Begin Data lines
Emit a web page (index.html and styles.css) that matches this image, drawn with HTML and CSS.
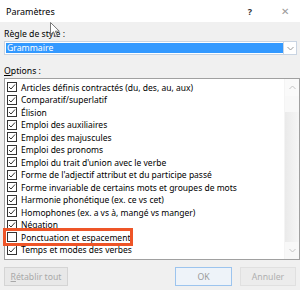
FILE: index.html
```html
<!DOCTYPE html>
<html lang="fr">
<head>
    <meta charset="UTF-8">
    <title>Paramètres</title>
    <link rel="stylesheet" href="styles.css">
</head>
<body>
    <div class="titlebar">
        <span class="title">Paramètres</span>
        <span class="help">?</span>
        <span class="close">&#x2715;</span>
    </div>

    <div class="main">
        <div class="label first">Règle de style :</div>
        <div class="select">
            <div class="select-value">Grammaire</div>
            <div class="select-btn">
                <svg width="7" height="5" viewBox="0 0 7 5"><polyline points="0.5,1 3.5,4 6.5,1" fill="none" stroke="#9a9a9a" stroke-width="1"/></svg>
            </div>
        </div>

        <div class="label options"><u>O</u>ptions :</div>
        <div class="listbox">
            <ul class="items">
                <li><span class="box checked"></span>Articles définis contractés (du, des, au, aux)</li>
                <li><span class="box checked"></span>Comparatif/superlatif</li>
                <li><span class="box checked"></span>Élision</li>
                <li><span class="box checked"></span>Emploi des auxiliaires</li>
                <li><span class="box checked"></span>Emploi des majuscules</li>
                <li><span class="box checked"></span>Emploi des pronoms</li>
                <li><span class="box checked"></span>Emploi du trait d'union avec le verbe</li>
                <li><span class="box checked"></span>Forme de l'adjectif attribut et du participe passé</li>
                <li><span class="box checked"></span>Forme invariable de certains mots et groupes de mots</li>
                <li><span class="box checked"></span>Harmonie phonétique (ex. ce vs cet)</li>
                <li><span class="box checked"></span>Homophones (ex. a vs à, mangé vs manger)</li>
                <li><span class="box checked"></span>Négation</li>
                <li><span class="box"></span>Ponctuation et espacement</li>
                <li><span class="box checked"></span>Temps et modes des verbes</li>
            </ul>
            <div class="scrollbar">
                <div class="arrow up">
                    <svg width="7" height="5" viewBox="0 0 7 5"><polyline points="0.5,4 3.5,1 6.5,4" fill="none" stroke="#c4c4c4" stroke-width="1"/></svg>
                </div>
                <div class="thumb"></div>
                <div class="track"></div>
                <div class="arrow down">
                    <svg width="7" height="5" viewBox="0 0 7 5"><polyline points="0.5,1 3.5,4 6.5,1" fill="none" stroke="#c4c4c4" stroke-width="1"/></svg>
                </div>
            </div>
        </div>

        <div class="buttons">
            <button class="btn reset" disabled><u>R</u>établir tout</button>
            <button class="btn ok">OK</button>
            <button class="btn cancel">Annuler</button>
        </div>
    </div>

    <!-- cadre rouge autour de l'option -->
    <div class="highlight"></div>

    <svg class="cursor" width="11" height="16" viewBox="0 0 11 16">
        <path d="M0.5,0.5 L0.5,12.5 L3.5,9.8 L5.6,14.6 L7.4,13.8 L5.4,9.2 L9.3,9.2 Z" fill="#fff" stroke="#6a6a6a" stroke-width="0.9"/>
    </svg>
</body>
</html>
```

FILE: styles.css
```css
body {
    margin: 0;
    width: 300px;
    height: 290px;
    overflow: hidden;
    position: relative;
    background-color: #f0f0f0;
    font-family: "Noto Sans", "Open Sans", sans-serif;
    font-size: 8.7px;
    color: #000;
}
.titlebar {
    height: 22px;
    background-color: #fff;
    display: flex;
    align-items: center;
    padding-left: 6px;
    font-size: 9px;
}
.title {
    flex: 1;
}
.help {
    width: 20px;
    text-align: center;
    font-weight: bold;
    color: #333;
}
.close {
    width: 30px;
    margin-left: 10px;
    text-align: center;
    color: #9a9a9a;
    font-size: 10px;
}
.main {
    padding-left: 4px;
}
.label {
    height: 12px;
    line-height: 12px;
}
.label.first {
    margin-top: 6px;
}
.label.options {
    margin-top: 10px;
}
.select {
    display: flex;
    height: 14px;
    width: 293px;
    margin-top: 1px;
    box-sizing: border-box;
    border: 1px solid #c9d4e2;
    background-color: #fff;
}
.select-value {
    flex: 1;
    margin: 1px 0 1px 1px;
    background-color: #3399ff;
    color: #fff;
    line-height: 10px;
    padding-left: 1px;
}
.select-btn {
    width: 12px;
    border-left: 1px solid #c9d4e2;
    display: flex;
    align-items: center;
    justify-content: center;
}
.listbox {
    display: flex;
    width: 296px;
    height: 182px;
    margin-top: 1px;
    box-sizing: border-box;
    border: 1px solid #a0a0a0;
    background-color: #fff;
}
.items {
    flex: 1;
    list-style: none;
    margin: 0;
    padding: 2px 0 0 0;
    font-size: 8.5px;
}
.items li {
    display: flex;
    align-items: center;
    height: 12.5px;
    white-space: nowrap;
}
.box {
    width: 10px;
    height: 10px;
    box-sizing: border-box;
    border: 1px solid #333;
    background-color: #fff;
    margin: 0 4px 0 2px;
    flex-shrink: 0;
}
.box.checked {
    background: #fff url("data:image/svg+xml,%3Csvg xmlns='http://www.w3.org/2000/svg' width='8' height='8' viewBox='0 0 8 8'%3E%3Cpolyline points='1,4 3,6 7,1.5' fill='none' stroke='%23333' stroke-width='1'/%3E%3C/svg%3E") no-repeat center;
}
.scrollbar {
    width: 14px;
    display: flex;
    flex-direction: column;
    border-left: 1px solid #f4f4f4;
}
.arrow {
    height: 17px;
    display: flex;
    align-items: center;
    justify-content: center;
}
.arrow.up {
    background-color: #fafafa;
}
.thumb {
    height: 16px;
    background-color: #f8f8f8;
}
.track {
    flex: 1;
    background: linear-gradient(to right, #eaeaea, #f6f6f6);
}
.arrow.down {
    background-color: #f8f8f8;
}
.buttons {
    display: flex;
    gap: 8px;
    margin-top: 7px;
    padding-right: 4px;
}
.btn {
    height: 19px;
    padding: 0;
    font-family: inherit;
    font-size: 8.7px;
    background-color: #e8e8e8;
    border: 1px solid #d4d4d4;
    color: #a8a8a8;
}
.btn.reset {
    width: 64px;
}
.btn.ok {
    width: 57px;
    margin-left: auto;
    border-color: #9cc4ee;
    background-color: #eef3f9;
    color: #9a9a9a;
}
.btn.cancel {
    width: 56px;
    background-color: #ececec;
    border-color: #e0e0e0;
    color: #b0b0b0;
}
.highlight {
    position: absolute;
    left: 3px;
    top: 228px;
    width: 130px;
    height: 18px;
    box-sizing: border-box;
    border: 3px solid #ee5528;
}
.cursor {
    position: absolute;
    left: 50px;
    top: 22px;
}
```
End Data lines
Work to do → Reproduce the material above in full and without alteration, but skip all pictures.

Exercise response →
Emit a web page (index.html and styles.css) that matches this image, drawn with HTML and CSS.
FILE: index.html
```html
<!DOCTYPE html>
<html lang="fr">
<head>
    <meta charset="UTF-8">
    <title>Paramètres</title>
    <link rel="stylesheet" href="styles.css">
</head>
<body>
    <div class="titlebar">
        <span class="title">Paramètres</span>
        <span class="help">?</span>
        <span class="close">&#x2715;</span>
    </div>

    <div class="main">
        <div class="label first">Règle de style :</div>
        <div class="select">
            <div class="select-value">Grammaire</div>
            <div class="select-btn">
                <svg width="7" height="5" viewBox="0 0 7 5"><polyline points="0.5,1 3.5,4 6.5,1" fill="none" stroke="#9a9a9a" stroke-width="1"/></svg>
            </div>
        </div>

        <div class="label options"><u>O</u>ptions :</div>
        <div class="listbox">
            <ul class="items">
                <li><span class="box checked"></span>Articles définis contractés (du, des, au, aux)</li>
                <li><span class="box checked"></span>Comparatif/superlatif</li>
                <li><span class="box checked"></span>Élision</li>
                <li><span class="box checked"></span>Emploi des auxiliaires</li>
                <li><span class="box checked"></span>Emploi des majuscules</li>
                <li><span class="box checked"></span>Emploi des pronoms</li>
                <li><span class="box checked"></span>Emploi du trait d'union avec le verbe</li>
                <li><span class="box checked"></span>Forme de l'adjectif attribut et du participe passé</li>
                <li><span class="box checked"></span>Forme invariable de certains mots et groupes de mots</li>
                <li><span class="box checked"></span>Harmonie phonétique (ex. ce vs cet)</li>
                <li><span class="box checked"></span>Homophones (ex. a vs à, mangé vs manger)</li>
                <li><span class="box checked"></span>Négation</li>
                <li><span class="box"></span>Ponctuation et espacement</li>
                <li><span class="box checked"></span>Temps et modes des verbes</li>
            </ul>
            <div class="scrollbar">
                <div class="arrow up">
                    <svg width="7" height="5" viewBox="0 0 7 5"><polyline points="0.5,4 3.5,1 6.5,4" fill="none" stroke="#c4c4c4" stroke-width="1"/></svg>
                </div>
                <div class="thumb"></div>
                <div class="track"></div>
                <div class="arrow down">
                    <svg width="7" height="5" viewBox="0 0 7 5"><polyline points="0.5,1 3.5,4 6.5,1" fill="none" stroke="#c4c4c4" stroke-width="1"/></svg>
                </div>
            </div>
        </div>

        <div class="buttons">
            <button class="btn reset" disabled><u>R</u>établir tout</button>
            <button class="btn ok">OK</button>
            <button class="btn cancel">Annuler</button>
        </div>
    </div>

    <!-- cadre rouge autour de l'option -->
    <div class="highlight"></div>

    <svg class="cursor" width="11" height="16" viewBox="0 0 11 16">
        <path d="M0.5,0.5 L0.5,12.5 L3.5,9.8 L5.6,14.6 L7.4,13.8 L5.4,9.2 L9.3,9.2 Z" fill="#fff" stroke="#6a6a6a" stroke-width="0.9"/>
    </svg>
</body>
</html>
```

FILE: styles.css
```css
body {
    margin: 0;
    width: 300px;
    height: 290px;
    overflow: hidden;
    position: relative;
    background-color: #f0f0f0;
    font-family: "Noto Sans", "Open Sans", sans-serif;
    font-size: 8.7px;
    color: #000;
}
.titlebar {
    height: 22px;
    background-color: #fff;
    display: flex;
    align-items: center;
    padding-left: 6px;
    font-size: 9px;
}
.title {
    flex: 1;
}
.help {
    width: 20px;
    text-align: center;
    font-weight: bold;
    color: #333;
}
.close {
    width: 30px;
    margin-left: 10px;
    text-align: center;
    color: #9a9a9a;
    font-size: 10px;
}
.main {
    padding-left: 4px;
}
.label {
    height: 12px;
    line-height: 12px;
}
.label.first {
    margin-top: 6px;
}
.label.options {
    margin-top: 10px;
}
.select {
    display: flex;
    height: 14px;
    width: 293px;
    margin-top: 1px;
    box-sizing: border-box;
    border: 1px solid #c9d4e2;
    background-color: #fff;
}
.select-value {
    flex: 1;
    margin: 1px 0 1px 1px;
    background-color: #3399ff;
    color: #fff;
    line-height: 10px;
    padding-left: 1px;
}
.select-btn {
    width: 12px;
    border-left: 1px solid #c9d4e2;
    display: flex;
    align-items: center;
    justify-content: center;
}
.listbox {
    display: flex;
    width: 296px;
    height: 182px;
    margin-top: 1px;
    box-sizing: border-box;
    border: 1px solid #a0a0a0;
    background-color: #fff;
}
.items {
    flex: 1;
    list-style: none;
    margin: 0;
    padding: 2px 0 0 0;
    font-size: 8.5px;
}
.items li {
    display: flex;
    align-items: center;
    height: 12.5px;
    white-space: nowrap;
}
.box {
    width: 10px;
    height: 10px;
    box-sizing: border-box;
    border: 1px solid #333;
    background-color: #fff;
    margin: 0 4px 0 2px;
    flex-shrink: 0;
}
.box.checked {
    background: #fff url("data:image/svg+xml,%3Csvg xmlns='http://www.w3.org/2000/svg' width='8' height='8' viewBox='0 0 8 8'%3E%3Cpolyline points='1,4 3,6 7,1.5' fill='none' stroke='%23333' stroke-width='1'/%3E%3C/svg%3E") no-repeat center;
}
.scrollbar {
    width: 14px;
    display: flex;
    flex-direction: column;
    border-left: 1px solid #f4f4f4;
}
.arrow {
    height: 17px;
    display: flex;
    align-items: center;
    justify-content: center;
}
.arrow.up {
    background-color: #fafafa;
}
.thumb {
    height: 16px;
    background-color: #f8f8f8;
}
.track {
    flex: 1;
    background: linear-gradient(to right, #eaeaea, #f6f6f6);
}
.arrow.down {
    background-color: #f8f8f8;
}
.buttons {
    display: flex;
    gap: 8px;
    margin-top: 7px;
    padding-right: 4px;
}
.btn {
    height: 19px;
    padding: 0;
    font-family: inherit;
    font-size: 8.7px;
    background-color: #e8e8e8;
    border: 1px solid #d4d4d4;
    color: #a8a8a8;
}
.btn.reset {
    width: 64px;
}
.btn.ok {
    width: 57px;
    margin-left: auto;
    border-color: #9cc4ee;
    background-color: #eef3f9;
    color: #9a9a9a;
}
.btn.cancel {
    width: 56px;
    background-color: #ececec;
    border-color: #e0e0e0;
    color: #b0b0b0;
}
.highlight {
    position: absolute;
    left: 3px;
    top: 228px;
    width: 130px;
    height: 18px;
    box-sizing: border-box;
    border: 3px solid #ee5528;
}
.cursor {
    position: absolute;
    left: 50px;
    top: 22px;
}
```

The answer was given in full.